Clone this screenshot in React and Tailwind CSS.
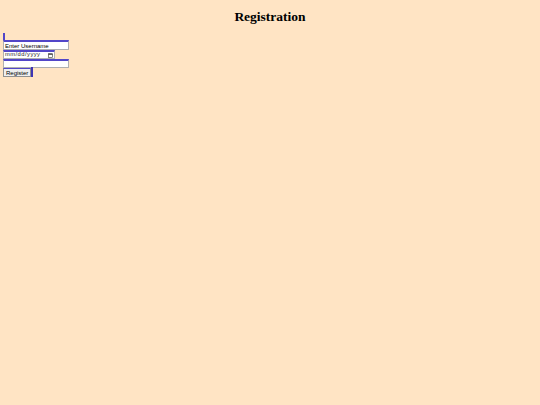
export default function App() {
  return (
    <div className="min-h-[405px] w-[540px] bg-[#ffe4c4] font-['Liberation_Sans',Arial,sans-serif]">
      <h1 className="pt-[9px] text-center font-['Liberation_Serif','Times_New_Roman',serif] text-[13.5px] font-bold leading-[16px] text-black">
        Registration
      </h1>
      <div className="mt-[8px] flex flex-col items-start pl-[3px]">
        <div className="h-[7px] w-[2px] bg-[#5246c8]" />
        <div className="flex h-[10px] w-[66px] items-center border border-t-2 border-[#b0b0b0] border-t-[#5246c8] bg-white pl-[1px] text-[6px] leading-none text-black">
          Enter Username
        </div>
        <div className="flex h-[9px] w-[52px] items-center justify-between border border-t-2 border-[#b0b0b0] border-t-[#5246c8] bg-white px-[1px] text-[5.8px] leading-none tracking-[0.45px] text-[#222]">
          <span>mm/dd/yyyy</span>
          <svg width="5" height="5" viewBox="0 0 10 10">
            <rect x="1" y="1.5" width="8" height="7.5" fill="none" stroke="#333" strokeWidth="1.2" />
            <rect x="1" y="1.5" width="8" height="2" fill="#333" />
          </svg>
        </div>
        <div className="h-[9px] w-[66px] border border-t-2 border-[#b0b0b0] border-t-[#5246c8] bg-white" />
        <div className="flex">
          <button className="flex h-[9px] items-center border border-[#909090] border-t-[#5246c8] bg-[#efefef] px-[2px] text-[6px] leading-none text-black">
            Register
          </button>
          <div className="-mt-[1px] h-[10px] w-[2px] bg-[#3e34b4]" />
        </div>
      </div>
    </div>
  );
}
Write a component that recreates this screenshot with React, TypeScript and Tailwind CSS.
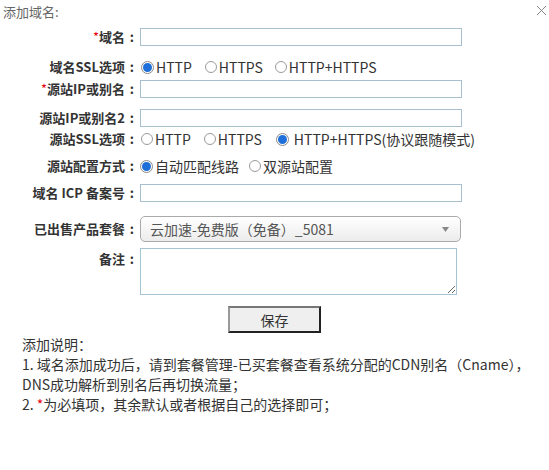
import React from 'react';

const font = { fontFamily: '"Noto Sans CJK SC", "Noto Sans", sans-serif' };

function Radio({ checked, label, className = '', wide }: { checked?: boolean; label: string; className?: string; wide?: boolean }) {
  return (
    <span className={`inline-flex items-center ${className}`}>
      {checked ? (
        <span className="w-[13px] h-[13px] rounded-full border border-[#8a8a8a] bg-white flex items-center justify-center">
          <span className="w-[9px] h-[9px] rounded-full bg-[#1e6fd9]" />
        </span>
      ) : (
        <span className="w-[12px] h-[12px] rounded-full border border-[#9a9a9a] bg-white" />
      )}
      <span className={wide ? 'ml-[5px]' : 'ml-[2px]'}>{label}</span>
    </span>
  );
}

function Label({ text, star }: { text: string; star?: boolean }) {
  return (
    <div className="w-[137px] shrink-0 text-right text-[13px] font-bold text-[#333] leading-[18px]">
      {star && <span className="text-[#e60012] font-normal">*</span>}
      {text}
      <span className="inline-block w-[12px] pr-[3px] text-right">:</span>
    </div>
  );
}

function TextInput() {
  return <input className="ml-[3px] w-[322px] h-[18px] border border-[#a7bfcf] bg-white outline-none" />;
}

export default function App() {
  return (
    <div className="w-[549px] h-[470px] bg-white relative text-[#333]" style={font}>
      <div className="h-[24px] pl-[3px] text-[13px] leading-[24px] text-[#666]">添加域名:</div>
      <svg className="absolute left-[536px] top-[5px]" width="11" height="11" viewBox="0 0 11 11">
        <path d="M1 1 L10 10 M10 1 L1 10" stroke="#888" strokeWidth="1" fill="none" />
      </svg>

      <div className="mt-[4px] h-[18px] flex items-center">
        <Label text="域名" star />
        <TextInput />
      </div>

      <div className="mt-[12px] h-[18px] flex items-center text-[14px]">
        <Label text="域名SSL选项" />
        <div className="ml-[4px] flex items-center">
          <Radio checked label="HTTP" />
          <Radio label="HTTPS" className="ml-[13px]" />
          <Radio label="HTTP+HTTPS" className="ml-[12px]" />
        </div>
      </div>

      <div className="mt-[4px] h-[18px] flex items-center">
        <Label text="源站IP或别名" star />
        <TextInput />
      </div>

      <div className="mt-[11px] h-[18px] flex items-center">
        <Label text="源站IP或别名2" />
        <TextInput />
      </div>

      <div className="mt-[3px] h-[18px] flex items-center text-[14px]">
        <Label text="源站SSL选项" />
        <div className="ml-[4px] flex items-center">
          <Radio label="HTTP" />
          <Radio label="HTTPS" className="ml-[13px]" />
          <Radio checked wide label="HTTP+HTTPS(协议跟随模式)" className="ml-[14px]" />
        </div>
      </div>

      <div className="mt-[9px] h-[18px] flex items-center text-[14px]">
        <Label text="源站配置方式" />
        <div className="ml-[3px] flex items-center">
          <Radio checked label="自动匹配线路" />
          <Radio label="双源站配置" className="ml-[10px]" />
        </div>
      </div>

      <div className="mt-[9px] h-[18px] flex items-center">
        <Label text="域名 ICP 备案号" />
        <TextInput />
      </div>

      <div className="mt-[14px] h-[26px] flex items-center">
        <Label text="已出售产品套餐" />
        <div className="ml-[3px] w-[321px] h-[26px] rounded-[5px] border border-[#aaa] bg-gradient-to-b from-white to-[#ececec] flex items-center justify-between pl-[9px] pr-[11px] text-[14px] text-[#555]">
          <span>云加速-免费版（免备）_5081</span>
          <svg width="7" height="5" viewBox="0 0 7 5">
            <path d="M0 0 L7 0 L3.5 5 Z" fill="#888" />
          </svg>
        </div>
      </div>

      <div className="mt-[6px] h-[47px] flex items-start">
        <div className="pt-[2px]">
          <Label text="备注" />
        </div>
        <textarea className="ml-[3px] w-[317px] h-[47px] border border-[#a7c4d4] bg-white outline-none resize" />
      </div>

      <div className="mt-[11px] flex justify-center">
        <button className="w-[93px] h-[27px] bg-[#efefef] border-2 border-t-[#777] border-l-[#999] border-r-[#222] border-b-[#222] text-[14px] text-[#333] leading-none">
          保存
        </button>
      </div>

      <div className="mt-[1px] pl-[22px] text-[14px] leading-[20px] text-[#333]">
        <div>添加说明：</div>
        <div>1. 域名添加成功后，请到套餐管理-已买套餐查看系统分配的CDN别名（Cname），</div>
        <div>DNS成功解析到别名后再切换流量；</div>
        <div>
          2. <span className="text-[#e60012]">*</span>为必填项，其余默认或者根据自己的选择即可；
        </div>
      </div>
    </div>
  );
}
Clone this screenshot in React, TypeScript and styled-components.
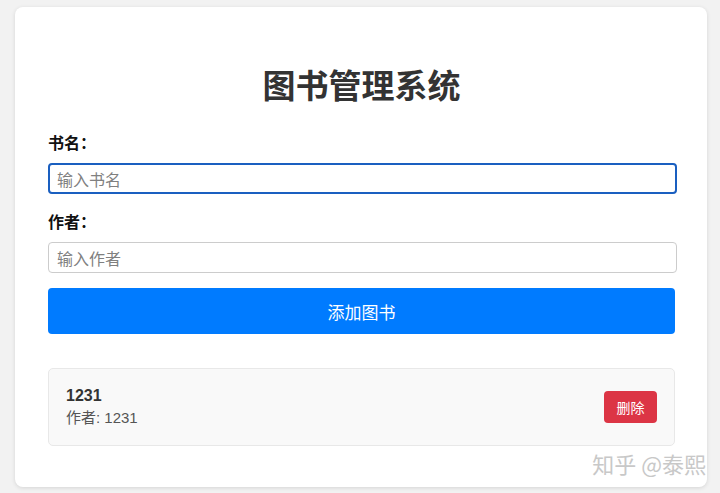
_ _ _ _ _
TASK INSTRUCTIONS: Transcribe every entry word for word, but skip the pictures.

SOLUTION BELOW:
Clone this screenshot in React and Tailwind CSS.
export default function App() {
  return (
    <div className="min-h-[405px] w-[540px] bg-[#ffe4c4] font-['Liberation_Sans',Arial,sans-serif]">
      <h1 className="pt-[9px] text-center font-['Liberation_Serif','Times_New_Roman',serif] text-[13.5px] font-bold leading-[16px] text-black">
        Registration
      </h1>
      <div className="mt-[8px] flex flex-col items-start pl-[3px]">
        <div className="h-[7px] w-[2px] bg-[#5246c8]" />
        <div className="flex h-[10px] w-[66px] items-center border border-t-2 border-[#b0b0b0] border-t-[#5246c8] bg-white pl-[1px] text-[6px] leading-none text-black">
          Enter Username
        </div>
        <div className="flex h-[9px] w-[52px] items-center justify-between border border-t-2 border-[#b0b0b0] border-t-[#5246c8] bg-white px-[1px] text-[5.8px] leading-none tracking-[0.45px] text-[#222]">
          <span>mm/dd/yyyy</span>
          <svg width="5" height="5" viewBox="0 0 10 10">
            <rect x="1" y="1.5" width="8" height="7.5" fill="none" stroke="#333" strokeWidth="1.2" />
            <rect x="1" y="1.5" width="8" height="2" fill="#333" />
          </svg>
        </div>
        <div className="h-[9px] w-[66px] border border-t-2 border-[#b0b0b0] border-t-[#5246c8] bg-white" />
        <div className="flex">
          <button className="flex h-[9px] items-center border border-[#909090] border-t-[#5246c8] bg-[#efefef] px-[2px] text-[6px] leading-none text-black">
            Register
          </button>
          <div className="-mt-[1px] h-[10px] w-[2px] bg-[#3e34b4]" />
        </div>
      </div>
    </div>
  );
}
Write a component that recreates this screenshot with React, TypeScript and Tailwind CSS.
import React from 'react';

const font = { fontFamily: '"Noto Sans CJK SC", "Noto Sans", sans-serif' };

function Radio({ checked, label, className = '', wide }: { checked?: boolean; label: string; className?: string; wide?: boolean }) {
  return (
    <span className={`inline-flex items-center ${className}`}>
      {checked ? (
        <span className="w-[13px] h-[13px] rounded-full border border-[#8a8a8a] bg-white flex items-center justify-center">
          <span className="w-[9px] h-[9px] rounded-full bg-[#1e6fd9]" />
        </span>
      ) : (
        <span className="w-[12px] h-[12px] rounded-full border border-[#9a9a9a] bg-white" />
      )}
      <span className={wide ? 'ml-[5px]' : 'ml-[2px]'}>{label}</span>
    </span>
  );
}

function Label({ text, star }: { text: string; star?: boolean }) {
  return (
    <div className="w-[137px] shrink-0 text-right text-[13px] font-bold text-[#333] leading-[18px]">
      {star && <span className="text-[#e60012] font-normal">*</span>}
      {text}
      <span className="inline-block w-[12px] pr-[3px] text-right">:</span>
    </div>
  );
}

function TextInput() {
  return <input className="ml-[3px] w-[322px] h-[18px] border border-[#a7bfcf] bg-white outline-none" />;
}

export default function App() {
  return (
    <div className="w-[549px] h-[470px] bg-white relative text-[#333]" style={font}>
      <div className="h-[24px] pl-[3px] text-[13px] leading-[24px] text-[#666]">添加域名:</div>
      <svg className="absolute left-[536px] top-[5px]" width="11" height="11" viewBox="0 0 11 11">
        <path d="M1 1 L10 10 M10 1 L1 10" stroke="#888" strokeWidth="1" fill="none" />
      </svg>

      <div className="mt-[4px] h-[18px] flex items-center">
        <Label text="域名" star />
        <TextInput />
      </div>

      <div className="mt-[12px] h-[18px] flex items-center text-[14px]">
        <Label text="域名SSL选项" />
        <div className="ml-[4px] flex items-center">
          <Radio checked label="HTTP" />
          <Radio label="HTTPS" className="ml-[13px]" />
          <Radio label="HTTP+HTTPS" className="ml-[12px]" />
        </div>
      </div>

      <div className="mt-[4px] h-[18px] flex items-center">
        <Label text="源站IP或别名" star />
        <TextInput />
      </div>

      <div className="mt-[11px] h-[18px] flex items-center">
        <Label text="源站IP或别名2" />
        <TextInput />
      </div>

      <div className="mt-[3px] h-[18px] flex items-center text-[14px]">
        <Label text="源站SSL选项" />
        <div className="ml-[4px] flex items-center">
          <Radio label="HTTP" />
          <Radio label="HTTPS" className="ml-[13px]" />
          <Radio checked wide label="HTTP+HTTPS(协议跟随模式)" className="ml-[14px]" />
        </div>
      </div>

      <div className="mt-[9px] h-[18px] flex items-center text-[14px]">
        <Label text="源站配置方式" />
        <div className="ml-[3px] flex items-center">
          <Radio checked label="自动匹配线路" />
          <Radio label="双源站配置" className="ml-[10px]" />
        </div>
      </div>

      <div className="mt-[9px] h-[18px] flex items-center">
        <Label text="域名 ICP 备案号" />
        <TextInput />
      </div>

      <div className="mt-[14px] h-[26px] flex items-center">
        <Label text="已出售产品套餐" />
        <div className="ml-[3px] w-[321px] h-[26px] rounded-[5px] border border-[#aaa] bg-gradient-to-b from-white to-[#ececec] flex items-center justify-between pl-[9px] pr-[11px] text-[14px] text-[#555]">
          <span>云加速-免费版（免备）_5081</span>
          <svg width="7" height="5" viewBox="0 0 7 5">
            <path d="M0 0 L7 0 L3.5 5 Z" fill="#888" />
          </svg>
        </div>
      </div>

      <div className="mt-[6px] h-[47px] flex items-start">
        <div className="pt-[2px]">
          <Label text="备注" />
        </div>
        <textarea className="ml-[3px] w-[317px] h-[47px] border border-[#a7c4d4] bg-white outline-none resize" />
      </div>

      <div className="mt-[11px] flex justify-center">
        <button className="w-[93px] h-[27px] bg-[#efefef] border-2 border-t-[#777] border-l-[#999] border-r-[#222] border-b-[#222] text-[14px] text-[#333] leading-none">
          保存
        </button>
      </div>

      <div className="mt-[1px] pl-[22px] text-[14px] leading-[20px] text-[#333]">
        <div>添加说明：</div>
        <div>1. 域名添加成功后，请到套餐管理-已买套餐查看系统分配的CDN别名（Cname），</div>
        <div>DNS成功解析到别名后再切换流量；</div>
        <div>
          2. <span className="text-[#e60012]">*</span>为必填项，其余默认或者根据自己的选择即可；
        </div>
      </div>
    </div>
  );
}
Clone this screenshot in React, TypeScript and styled-components.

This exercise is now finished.